TO DO:
In the records below, pick out all lines containing the word "components".

AVAILABLE DATA:

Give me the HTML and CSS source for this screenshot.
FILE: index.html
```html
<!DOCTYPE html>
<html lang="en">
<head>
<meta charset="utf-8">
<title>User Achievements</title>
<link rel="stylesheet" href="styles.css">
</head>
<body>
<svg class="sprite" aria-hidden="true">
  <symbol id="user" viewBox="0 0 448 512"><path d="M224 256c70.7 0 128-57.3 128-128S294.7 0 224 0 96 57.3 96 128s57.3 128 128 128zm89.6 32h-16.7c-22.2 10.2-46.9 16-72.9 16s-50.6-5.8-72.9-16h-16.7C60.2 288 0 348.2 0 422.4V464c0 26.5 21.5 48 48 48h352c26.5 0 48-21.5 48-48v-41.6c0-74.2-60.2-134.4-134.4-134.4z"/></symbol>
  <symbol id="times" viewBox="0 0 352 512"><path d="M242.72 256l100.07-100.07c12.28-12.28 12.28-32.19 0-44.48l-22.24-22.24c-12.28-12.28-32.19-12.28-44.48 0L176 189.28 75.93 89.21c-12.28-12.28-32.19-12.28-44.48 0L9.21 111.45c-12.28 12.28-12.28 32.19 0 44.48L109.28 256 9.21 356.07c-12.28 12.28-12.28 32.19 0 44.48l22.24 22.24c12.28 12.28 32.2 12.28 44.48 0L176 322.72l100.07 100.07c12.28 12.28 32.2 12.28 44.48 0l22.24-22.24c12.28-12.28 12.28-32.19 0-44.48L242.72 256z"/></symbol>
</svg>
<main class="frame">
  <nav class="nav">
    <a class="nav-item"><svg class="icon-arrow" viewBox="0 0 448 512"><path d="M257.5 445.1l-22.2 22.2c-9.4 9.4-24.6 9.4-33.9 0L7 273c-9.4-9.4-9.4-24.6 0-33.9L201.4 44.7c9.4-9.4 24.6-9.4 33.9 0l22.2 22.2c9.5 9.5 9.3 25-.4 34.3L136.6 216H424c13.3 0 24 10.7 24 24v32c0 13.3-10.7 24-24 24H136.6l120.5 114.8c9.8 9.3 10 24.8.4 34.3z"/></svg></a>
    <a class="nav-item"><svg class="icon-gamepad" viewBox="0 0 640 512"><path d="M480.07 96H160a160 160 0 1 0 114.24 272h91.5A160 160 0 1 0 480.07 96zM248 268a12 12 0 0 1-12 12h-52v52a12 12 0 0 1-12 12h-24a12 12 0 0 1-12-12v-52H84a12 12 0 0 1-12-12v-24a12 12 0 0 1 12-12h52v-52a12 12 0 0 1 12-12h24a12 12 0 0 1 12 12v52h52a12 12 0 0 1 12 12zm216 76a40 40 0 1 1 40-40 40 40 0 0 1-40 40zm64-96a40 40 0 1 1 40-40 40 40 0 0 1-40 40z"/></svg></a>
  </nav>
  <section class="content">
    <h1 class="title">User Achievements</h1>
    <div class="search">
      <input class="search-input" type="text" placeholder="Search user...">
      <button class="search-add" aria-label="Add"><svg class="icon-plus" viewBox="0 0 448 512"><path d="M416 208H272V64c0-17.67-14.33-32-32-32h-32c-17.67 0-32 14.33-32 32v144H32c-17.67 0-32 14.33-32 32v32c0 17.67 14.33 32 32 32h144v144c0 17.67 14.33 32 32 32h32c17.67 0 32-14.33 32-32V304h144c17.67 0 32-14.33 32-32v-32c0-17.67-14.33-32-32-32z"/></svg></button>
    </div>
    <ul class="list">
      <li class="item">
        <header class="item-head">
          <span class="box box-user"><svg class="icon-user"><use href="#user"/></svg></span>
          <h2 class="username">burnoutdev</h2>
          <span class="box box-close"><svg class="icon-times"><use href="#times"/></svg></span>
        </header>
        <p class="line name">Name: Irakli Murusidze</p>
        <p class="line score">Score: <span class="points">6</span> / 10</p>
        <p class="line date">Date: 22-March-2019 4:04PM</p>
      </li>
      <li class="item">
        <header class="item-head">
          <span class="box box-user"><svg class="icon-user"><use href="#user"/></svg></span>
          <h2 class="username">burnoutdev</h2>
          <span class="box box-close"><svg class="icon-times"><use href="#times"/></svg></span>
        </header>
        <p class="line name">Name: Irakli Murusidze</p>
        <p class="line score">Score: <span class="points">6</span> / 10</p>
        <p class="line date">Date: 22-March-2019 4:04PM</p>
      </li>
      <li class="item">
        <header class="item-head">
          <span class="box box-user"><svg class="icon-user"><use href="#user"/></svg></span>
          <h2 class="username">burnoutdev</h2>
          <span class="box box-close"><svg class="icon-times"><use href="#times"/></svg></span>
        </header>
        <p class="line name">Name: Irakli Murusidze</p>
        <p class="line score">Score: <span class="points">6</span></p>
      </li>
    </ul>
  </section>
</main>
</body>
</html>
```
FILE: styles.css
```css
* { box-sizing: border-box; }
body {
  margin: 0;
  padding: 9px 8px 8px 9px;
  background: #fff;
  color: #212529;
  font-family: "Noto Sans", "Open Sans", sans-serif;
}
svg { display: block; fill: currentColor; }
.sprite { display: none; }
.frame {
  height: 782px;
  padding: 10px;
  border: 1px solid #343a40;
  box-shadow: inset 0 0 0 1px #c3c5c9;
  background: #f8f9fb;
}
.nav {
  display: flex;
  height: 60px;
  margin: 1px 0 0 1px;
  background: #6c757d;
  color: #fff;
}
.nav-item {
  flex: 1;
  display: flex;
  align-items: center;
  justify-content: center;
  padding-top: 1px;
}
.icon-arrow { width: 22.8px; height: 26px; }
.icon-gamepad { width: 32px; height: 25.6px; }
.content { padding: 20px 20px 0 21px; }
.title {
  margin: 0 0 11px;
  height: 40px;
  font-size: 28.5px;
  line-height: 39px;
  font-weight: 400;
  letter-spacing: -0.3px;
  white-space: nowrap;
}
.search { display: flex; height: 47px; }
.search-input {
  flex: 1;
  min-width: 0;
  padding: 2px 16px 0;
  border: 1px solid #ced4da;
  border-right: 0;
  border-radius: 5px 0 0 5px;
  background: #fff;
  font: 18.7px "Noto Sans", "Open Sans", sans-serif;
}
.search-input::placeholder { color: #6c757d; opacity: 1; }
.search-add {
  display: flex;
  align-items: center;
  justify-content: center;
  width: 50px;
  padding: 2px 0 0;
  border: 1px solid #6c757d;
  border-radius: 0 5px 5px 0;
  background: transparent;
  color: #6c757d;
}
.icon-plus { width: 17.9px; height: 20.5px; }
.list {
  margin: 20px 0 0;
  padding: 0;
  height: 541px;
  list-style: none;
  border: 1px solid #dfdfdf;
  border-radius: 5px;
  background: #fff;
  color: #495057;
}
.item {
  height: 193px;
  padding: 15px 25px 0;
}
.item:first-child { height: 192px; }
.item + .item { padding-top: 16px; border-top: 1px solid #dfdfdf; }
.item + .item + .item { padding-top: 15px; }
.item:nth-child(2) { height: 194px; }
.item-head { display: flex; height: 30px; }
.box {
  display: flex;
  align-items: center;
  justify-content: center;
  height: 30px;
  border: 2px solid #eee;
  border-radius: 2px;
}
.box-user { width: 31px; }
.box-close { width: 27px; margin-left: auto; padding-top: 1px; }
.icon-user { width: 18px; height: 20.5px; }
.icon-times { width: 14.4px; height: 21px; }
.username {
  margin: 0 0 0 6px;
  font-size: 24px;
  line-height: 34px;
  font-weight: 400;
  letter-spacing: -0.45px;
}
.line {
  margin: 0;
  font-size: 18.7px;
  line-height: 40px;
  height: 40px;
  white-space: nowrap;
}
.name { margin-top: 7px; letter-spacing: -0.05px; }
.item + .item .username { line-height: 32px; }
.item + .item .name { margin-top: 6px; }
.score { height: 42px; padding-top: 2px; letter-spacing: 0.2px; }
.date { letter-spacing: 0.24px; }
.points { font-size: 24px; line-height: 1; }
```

==

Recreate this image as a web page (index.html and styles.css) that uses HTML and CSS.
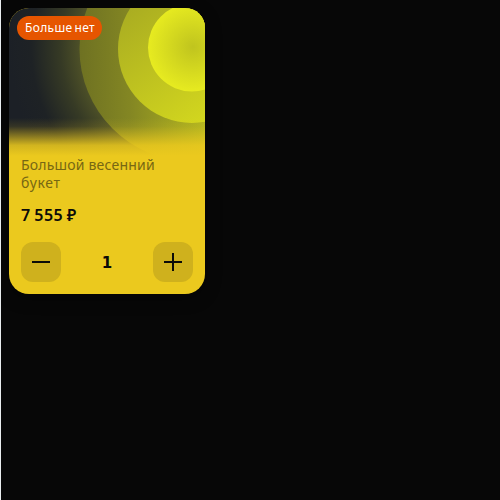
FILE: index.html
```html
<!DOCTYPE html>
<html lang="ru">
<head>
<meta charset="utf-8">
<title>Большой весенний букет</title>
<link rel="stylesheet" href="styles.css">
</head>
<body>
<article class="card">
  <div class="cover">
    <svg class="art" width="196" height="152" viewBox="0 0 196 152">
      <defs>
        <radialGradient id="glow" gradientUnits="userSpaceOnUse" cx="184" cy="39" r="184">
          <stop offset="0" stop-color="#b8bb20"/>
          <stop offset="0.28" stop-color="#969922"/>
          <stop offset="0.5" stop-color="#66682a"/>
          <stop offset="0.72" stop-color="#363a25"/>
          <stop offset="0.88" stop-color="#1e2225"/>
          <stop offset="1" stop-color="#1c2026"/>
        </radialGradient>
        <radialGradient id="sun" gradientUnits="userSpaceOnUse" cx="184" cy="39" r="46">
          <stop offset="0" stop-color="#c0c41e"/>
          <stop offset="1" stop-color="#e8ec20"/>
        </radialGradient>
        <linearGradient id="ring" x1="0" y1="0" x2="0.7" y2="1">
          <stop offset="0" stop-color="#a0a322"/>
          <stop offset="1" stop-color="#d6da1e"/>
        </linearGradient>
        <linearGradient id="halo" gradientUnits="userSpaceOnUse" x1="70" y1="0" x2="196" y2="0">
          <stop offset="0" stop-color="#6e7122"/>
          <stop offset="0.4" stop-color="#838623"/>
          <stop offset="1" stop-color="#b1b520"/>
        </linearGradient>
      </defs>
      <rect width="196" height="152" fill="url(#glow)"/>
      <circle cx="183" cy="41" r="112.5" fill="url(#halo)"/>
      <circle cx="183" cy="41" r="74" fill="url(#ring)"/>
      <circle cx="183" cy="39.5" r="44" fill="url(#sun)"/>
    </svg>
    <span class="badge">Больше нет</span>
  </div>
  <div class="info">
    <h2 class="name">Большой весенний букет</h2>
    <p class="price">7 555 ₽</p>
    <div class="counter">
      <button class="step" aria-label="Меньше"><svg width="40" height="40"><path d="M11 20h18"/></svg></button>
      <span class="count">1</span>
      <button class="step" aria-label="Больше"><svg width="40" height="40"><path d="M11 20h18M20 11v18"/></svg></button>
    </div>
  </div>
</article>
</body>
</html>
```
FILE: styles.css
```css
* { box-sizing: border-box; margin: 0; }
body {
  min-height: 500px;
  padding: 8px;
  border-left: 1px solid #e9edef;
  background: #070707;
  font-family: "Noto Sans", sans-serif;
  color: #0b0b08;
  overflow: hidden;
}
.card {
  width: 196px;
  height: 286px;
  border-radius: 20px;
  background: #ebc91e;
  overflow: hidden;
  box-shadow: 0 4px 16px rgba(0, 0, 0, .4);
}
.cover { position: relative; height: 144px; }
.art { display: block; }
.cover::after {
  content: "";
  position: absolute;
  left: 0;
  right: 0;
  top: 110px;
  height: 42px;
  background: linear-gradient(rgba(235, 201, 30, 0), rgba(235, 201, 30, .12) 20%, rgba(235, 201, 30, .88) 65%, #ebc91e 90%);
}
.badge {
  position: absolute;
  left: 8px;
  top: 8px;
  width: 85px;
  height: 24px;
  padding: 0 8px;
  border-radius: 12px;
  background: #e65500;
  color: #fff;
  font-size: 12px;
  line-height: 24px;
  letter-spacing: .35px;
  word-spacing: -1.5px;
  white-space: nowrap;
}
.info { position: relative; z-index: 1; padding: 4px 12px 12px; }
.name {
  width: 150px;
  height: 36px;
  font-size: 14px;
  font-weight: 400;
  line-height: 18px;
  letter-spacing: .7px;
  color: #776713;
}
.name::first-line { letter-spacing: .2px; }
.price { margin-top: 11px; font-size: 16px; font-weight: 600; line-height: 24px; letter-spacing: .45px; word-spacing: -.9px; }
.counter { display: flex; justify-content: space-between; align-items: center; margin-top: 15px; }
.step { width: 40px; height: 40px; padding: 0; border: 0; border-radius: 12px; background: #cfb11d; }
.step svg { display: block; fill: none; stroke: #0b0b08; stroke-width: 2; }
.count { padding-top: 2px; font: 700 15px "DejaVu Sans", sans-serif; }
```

---

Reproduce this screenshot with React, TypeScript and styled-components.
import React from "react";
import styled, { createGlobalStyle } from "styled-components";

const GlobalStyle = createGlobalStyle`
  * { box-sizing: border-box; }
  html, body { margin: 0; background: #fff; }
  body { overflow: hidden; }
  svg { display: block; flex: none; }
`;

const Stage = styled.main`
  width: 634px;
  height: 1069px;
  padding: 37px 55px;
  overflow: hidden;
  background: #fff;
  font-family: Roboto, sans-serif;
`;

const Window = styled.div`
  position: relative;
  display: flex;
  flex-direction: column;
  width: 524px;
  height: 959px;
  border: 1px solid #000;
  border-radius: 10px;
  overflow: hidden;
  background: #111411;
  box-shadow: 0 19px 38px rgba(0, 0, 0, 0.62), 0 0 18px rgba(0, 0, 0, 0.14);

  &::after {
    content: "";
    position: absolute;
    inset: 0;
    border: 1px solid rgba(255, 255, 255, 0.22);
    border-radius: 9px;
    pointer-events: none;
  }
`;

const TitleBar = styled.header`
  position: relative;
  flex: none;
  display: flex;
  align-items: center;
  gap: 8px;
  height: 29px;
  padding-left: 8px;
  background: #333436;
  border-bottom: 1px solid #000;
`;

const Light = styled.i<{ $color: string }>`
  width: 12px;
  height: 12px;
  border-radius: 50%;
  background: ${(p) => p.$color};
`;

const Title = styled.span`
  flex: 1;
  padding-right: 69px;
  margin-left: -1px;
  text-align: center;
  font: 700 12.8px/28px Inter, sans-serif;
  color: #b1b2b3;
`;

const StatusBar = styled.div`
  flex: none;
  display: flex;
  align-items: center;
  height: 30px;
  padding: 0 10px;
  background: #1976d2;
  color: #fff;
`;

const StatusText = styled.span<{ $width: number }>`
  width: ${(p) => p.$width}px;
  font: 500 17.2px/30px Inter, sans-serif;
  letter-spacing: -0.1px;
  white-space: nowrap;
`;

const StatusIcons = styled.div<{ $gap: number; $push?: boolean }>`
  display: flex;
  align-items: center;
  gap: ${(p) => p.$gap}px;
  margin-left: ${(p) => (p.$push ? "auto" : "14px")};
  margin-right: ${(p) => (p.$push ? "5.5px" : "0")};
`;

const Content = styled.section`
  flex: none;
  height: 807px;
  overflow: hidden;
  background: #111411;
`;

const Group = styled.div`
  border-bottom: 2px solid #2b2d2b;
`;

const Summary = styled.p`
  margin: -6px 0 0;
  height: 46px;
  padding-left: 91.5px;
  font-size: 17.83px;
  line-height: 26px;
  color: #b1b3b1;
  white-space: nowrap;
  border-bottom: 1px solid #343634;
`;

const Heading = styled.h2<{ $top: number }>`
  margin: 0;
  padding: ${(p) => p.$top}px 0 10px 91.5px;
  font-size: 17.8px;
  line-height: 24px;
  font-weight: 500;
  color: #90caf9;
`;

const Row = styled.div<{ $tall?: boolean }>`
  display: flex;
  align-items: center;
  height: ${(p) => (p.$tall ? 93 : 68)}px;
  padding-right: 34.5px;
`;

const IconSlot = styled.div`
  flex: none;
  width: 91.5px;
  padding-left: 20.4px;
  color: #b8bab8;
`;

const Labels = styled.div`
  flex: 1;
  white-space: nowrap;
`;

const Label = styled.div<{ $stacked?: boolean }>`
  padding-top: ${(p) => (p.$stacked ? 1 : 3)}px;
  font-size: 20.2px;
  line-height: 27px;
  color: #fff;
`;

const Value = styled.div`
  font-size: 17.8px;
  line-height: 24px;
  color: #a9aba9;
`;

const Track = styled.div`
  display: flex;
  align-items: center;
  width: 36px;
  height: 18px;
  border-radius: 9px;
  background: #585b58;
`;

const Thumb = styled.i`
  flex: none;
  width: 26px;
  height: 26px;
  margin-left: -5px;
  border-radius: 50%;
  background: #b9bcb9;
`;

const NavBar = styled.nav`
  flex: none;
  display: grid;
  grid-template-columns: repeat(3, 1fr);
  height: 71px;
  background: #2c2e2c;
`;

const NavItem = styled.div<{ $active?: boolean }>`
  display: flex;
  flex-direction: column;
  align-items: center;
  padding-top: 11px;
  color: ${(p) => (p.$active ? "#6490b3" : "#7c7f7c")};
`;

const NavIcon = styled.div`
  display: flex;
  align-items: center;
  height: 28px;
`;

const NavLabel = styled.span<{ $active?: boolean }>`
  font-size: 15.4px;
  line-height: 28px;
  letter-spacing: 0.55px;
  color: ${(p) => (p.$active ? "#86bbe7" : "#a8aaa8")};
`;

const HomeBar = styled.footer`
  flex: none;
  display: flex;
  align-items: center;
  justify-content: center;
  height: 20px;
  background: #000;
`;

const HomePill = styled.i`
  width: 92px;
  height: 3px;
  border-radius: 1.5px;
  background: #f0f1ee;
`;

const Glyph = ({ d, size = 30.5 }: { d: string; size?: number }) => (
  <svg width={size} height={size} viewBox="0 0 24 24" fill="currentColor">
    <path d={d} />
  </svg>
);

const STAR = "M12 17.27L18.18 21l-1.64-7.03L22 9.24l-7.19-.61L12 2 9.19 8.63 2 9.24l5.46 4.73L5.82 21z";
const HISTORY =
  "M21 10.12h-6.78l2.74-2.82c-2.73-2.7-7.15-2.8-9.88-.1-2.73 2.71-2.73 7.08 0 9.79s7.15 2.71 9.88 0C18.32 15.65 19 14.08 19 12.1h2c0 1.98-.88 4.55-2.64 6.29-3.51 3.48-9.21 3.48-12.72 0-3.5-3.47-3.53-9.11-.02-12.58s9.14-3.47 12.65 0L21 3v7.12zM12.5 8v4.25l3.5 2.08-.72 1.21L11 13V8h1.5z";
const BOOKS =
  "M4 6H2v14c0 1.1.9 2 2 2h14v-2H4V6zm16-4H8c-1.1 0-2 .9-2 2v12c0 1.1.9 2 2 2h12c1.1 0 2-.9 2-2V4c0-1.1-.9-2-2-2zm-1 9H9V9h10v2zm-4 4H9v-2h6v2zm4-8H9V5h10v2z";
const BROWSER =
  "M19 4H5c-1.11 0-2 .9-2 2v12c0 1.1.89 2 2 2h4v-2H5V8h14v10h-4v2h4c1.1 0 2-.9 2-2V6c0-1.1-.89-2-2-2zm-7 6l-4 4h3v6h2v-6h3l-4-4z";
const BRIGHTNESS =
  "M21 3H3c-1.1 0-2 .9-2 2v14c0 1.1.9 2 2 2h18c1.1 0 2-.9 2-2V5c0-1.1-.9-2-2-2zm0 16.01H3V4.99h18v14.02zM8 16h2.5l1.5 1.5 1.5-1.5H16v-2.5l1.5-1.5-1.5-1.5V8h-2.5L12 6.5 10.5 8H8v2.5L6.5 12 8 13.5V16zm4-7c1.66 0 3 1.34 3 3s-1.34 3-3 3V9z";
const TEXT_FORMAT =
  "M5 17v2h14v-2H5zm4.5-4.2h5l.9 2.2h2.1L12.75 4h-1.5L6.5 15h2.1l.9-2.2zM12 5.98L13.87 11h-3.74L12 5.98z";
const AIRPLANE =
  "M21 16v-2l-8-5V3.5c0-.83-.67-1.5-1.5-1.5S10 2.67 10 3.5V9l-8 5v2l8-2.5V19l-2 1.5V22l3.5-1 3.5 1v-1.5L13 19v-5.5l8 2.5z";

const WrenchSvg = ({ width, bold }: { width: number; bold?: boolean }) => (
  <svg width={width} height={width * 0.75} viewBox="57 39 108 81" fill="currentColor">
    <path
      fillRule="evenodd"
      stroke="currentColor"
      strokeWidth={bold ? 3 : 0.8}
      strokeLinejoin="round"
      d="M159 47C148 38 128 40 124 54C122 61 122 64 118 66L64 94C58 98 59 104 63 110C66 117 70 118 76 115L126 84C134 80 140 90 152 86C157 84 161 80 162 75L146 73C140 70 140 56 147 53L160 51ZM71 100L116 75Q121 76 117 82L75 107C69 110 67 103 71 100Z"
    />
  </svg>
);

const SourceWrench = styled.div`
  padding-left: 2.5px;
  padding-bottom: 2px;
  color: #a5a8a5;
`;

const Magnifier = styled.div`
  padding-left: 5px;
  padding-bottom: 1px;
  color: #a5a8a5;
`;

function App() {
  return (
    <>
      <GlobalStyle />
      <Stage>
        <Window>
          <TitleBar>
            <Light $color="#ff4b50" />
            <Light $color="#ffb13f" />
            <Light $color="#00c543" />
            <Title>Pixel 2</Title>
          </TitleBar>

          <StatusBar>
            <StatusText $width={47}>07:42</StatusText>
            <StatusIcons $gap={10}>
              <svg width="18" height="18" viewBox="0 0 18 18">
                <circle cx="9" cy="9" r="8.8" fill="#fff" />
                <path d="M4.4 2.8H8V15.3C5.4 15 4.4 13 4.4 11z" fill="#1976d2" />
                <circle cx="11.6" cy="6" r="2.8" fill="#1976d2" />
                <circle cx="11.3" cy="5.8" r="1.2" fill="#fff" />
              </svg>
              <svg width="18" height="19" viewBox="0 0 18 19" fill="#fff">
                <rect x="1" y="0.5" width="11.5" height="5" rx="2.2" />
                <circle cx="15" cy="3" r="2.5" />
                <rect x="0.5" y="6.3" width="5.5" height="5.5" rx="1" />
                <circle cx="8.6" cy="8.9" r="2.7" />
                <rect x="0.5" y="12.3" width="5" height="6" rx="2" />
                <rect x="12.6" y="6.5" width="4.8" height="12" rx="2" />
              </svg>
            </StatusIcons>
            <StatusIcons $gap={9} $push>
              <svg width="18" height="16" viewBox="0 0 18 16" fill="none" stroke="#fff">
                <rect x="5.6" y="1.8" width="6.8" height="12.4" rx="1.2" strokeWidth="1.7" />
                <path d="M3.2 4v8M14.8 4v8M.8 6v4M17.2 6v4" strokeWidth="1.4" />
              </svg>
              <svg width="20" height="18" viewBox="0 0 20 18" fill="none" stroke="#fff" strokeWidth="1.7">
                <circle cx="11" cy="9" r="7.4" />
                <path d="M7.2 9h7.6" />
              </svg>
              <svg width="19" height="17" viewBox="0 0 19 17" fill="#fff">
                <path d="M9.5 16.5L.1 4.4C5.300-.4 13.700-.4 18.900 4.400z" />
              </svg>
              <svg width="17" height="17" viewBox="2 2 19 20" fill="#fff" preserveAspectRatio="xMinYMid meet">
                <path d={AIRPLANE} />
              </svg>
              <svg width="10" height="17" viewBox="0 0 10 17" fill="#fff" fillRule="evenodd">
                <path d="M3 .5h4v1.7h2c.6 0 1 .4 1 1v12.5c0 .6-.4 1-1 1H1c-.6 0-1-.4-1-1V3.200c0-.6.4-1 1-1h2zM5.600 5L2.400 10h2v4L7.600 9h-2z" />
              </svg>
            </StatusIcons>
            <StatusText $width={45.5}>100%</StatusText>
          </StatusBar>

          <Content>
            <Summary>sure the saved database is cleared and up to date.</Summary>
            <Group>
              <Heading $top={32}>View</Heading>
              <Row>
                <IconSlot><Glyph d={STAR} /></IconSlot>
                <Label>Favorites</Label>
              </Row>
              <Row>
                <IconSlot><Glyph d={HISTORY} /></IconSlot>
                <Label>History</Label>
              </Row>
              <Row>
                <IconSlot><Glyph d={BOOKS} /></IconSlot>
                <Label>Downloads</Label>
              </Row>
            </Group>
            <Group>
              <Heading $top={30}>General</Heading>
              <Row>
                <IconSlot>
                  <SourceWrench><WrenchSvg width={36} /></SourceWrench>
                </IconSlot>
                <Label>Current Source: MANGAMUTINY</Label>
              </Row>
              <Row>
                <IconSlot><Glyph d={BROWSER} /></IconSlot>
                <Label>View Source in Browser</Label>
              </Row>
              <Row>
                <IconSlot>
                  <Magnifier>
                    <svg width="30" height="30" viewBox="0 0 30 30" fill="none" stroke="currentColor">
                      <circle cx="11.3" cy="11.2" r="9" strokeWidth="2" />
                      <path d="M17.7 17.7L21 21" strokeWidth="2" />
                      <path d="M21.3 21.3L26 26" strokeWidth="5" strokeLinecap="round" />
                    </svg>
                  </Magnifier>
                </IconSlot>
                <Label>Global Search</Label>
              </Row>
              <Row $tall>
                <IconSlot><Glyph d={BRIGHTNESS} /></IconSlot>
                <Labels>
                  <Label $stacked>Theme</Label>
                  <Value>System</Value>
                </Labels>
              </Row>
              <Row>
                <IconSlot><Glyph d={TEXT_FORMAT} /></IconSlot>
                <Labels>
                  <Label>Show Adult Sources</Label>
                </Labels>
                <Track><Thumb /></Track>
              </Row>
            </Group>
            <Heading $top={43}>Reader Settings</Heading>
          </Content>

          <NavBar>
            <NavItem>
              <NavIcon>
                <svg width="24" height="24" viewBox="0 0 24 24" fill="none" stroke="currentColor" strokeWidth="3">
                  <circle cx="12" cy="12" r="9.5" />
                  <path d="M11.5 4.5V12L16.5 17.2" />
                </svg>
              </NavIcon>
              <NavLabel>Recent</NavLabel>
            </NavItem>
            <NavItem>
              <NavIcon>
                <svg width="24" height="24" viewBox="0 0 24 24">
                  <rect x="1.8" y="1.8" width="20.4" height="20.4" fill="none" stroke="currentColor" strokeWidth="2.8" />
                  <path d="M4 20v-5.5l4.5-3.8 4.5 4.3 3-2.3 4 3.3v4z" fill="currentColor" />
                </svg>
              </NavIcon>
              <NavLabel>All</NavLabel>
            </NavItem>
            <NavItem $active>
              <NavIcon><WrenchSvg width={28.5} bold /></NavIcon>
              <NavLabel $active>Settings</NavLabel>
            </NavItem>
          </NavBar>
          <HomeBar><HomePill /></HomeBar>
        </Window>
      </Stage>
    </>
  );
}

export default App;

ANSWER TO THIS TASK:
Reproduce this screenshot with React, TypeScript and styled-components.
import styled, { createGlobalStyle } from "styled-components";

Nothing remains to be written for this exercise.